George Philip

Personal information
- Full name: George Gregory Philip
- Date of birth: 1890
- Place of birth: Newport-on-Tay, Scotland
- Date of death: 1968 (aged 77–78)
- Place of death: Dundee, Scotland
- Height: 5 ft 9 in (1.75 m)
- Position(s): Forward

Senior career*
- Years: Team / Apps / (Gls)
- −: Dundee North End
- 1910−1914: Dundee / 70 / (16)
- 1914−1920: Sunderland / 37 / (22)
- 1916: → Rangers (loan) / 1 / (0)
- 1918−1919: → Sheffield United (guest)
- 1920–1921: Dundee / 27 / (0)

= George Philip (footballer) =

Scottish footballer (1890–1968)

George Gregory Philip (1890 – 1968) was a Scottish footballer who played mainly as a centre forward between 1910 and 1921.

Philip was born in Newport-on-Tay and began his playing career with Dundee, for whom he played in the Scottish Football League, usually as a centre-half (a goalkeeper of the same name was also in the squad in the same period). After a strong 1913–14 season, scoring 15 goals in 37 appearances, Sunderland paid a then club-record fee of £2,000 to sign Philip in 1914. Converting to play as a striker, Philip made an immediate impact, scoring 22 goals in 37 appearances in his first season.
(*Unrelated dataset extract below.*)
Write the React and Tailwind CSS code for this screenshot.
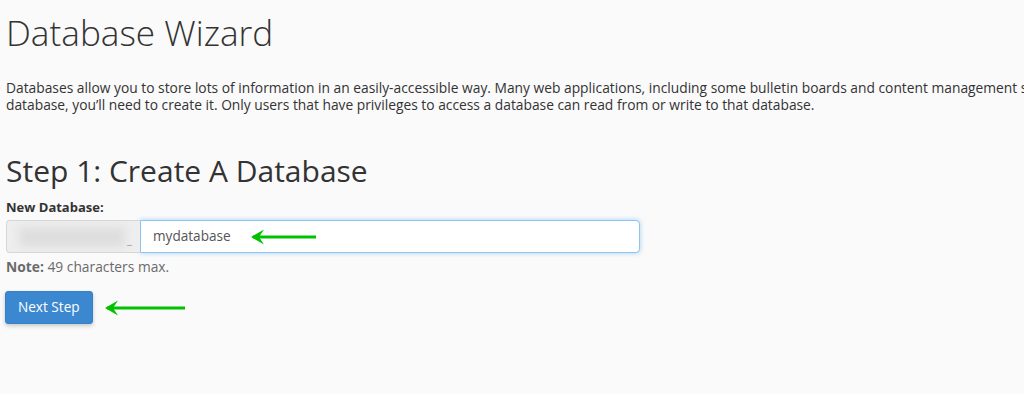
import React from 'react';

const Arrow = ({ width }) => (
  <svg width={width} height="18" viewBox={`0 0 ${width} 18`} className="block">
    <line x1="3" y1="9" x2={width} y2="9" stroke="#00c200" strokeWidth="3" />
    <path d="M1 9 L14 1.5 L9 9 L14 16.5 Z" fill="#00c200" />
  </svg>
);

export default function App() {
  return (
    <div className="min-h-[394px] overflow-hidden bg-[#fafafa] text-[#333] px-[6px] pt-[12px] font-['Open_Sans',sans-serif]">
      <h1 className="text-[35.2px] leading-[40px] font-light">Database Wizard</h1>
      <p className="mt-[27px] text-[13.8px] leading-[17px] whitespace-nowrap">
        Databases allow you to store lots of information in an easily-accessible way. Many web applications, including some bulletin boards and content management systems, use databases. To use a
        <br />
        database, you’ll need to create it. Only users that have privileges to access a database can read from or write to that database.
      </p>
      <h2 className="mt-[42px] text-[30px] leading-[32px] font-medium">Step 1: Create A Database</h2>
      <label className="block mt-[12px] text-[13px] leading-[16px] font-bold">New Database:</label>
      <div className="mt-[5px] flex h-[33px] w-[634px]">
        <div className="relative w-[134px] shrink-0 bg-[#eeeeee] border border-[#d6d6d6] border-r-0 rounded-l-[4px] overflow-hidden">
          <div className="absolute left-[12px] top-[6px] w-[106px] h-[20px] bg-[#dedede] blur-[4px]" />
          <span className="absolute left-[120px] top-[13px] text-[11px] leading-[12px] text-[#999]">_</span>
        </div>
        <div className="flex-1 flex items-center bg-white border border-[#8cc4f2] rounded-r-[4px] shadow-[0_0_5px_rgba(102,175,233,0.55)] pl-[12px]">
          <span className="text-[13.6px] text-[#555]">mydatabase</span>
          <span className="ml-[19px]"><Arrow width={66} /></span>
        </div>
      </div>
      <p className="mt-[6px] text-[13.8px] leading-[16px] text-[#6a6a6a]">
        <span className="font-bold">Note:</span> 49 characters max.
      </p>
      <div className="mt-[16px] flex items-center">
        <button className="-ml-px h-[33px] px-[12px] bg-[#3b88d0] text-white text-[13.6px] rounded-[3px] border border-[#3580c6] shadow-[0_2px_4px_rgba(0,0,0,0.2)]">
          Next Step
        </button>
        <span className="ml-[11px]"><Arrow width={81} /></span>
      </div>
    </div>
  );
}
With the outbreak of World War I, Philip served as a corporal in the British Army and made a number of guest appearances for Sheffield United while stationed in the area, as well as two appearances for Rangers. After the end of the war Philip returned to Sunderland but soon opted to head back to Dundee, with whom he played one further season before retiring.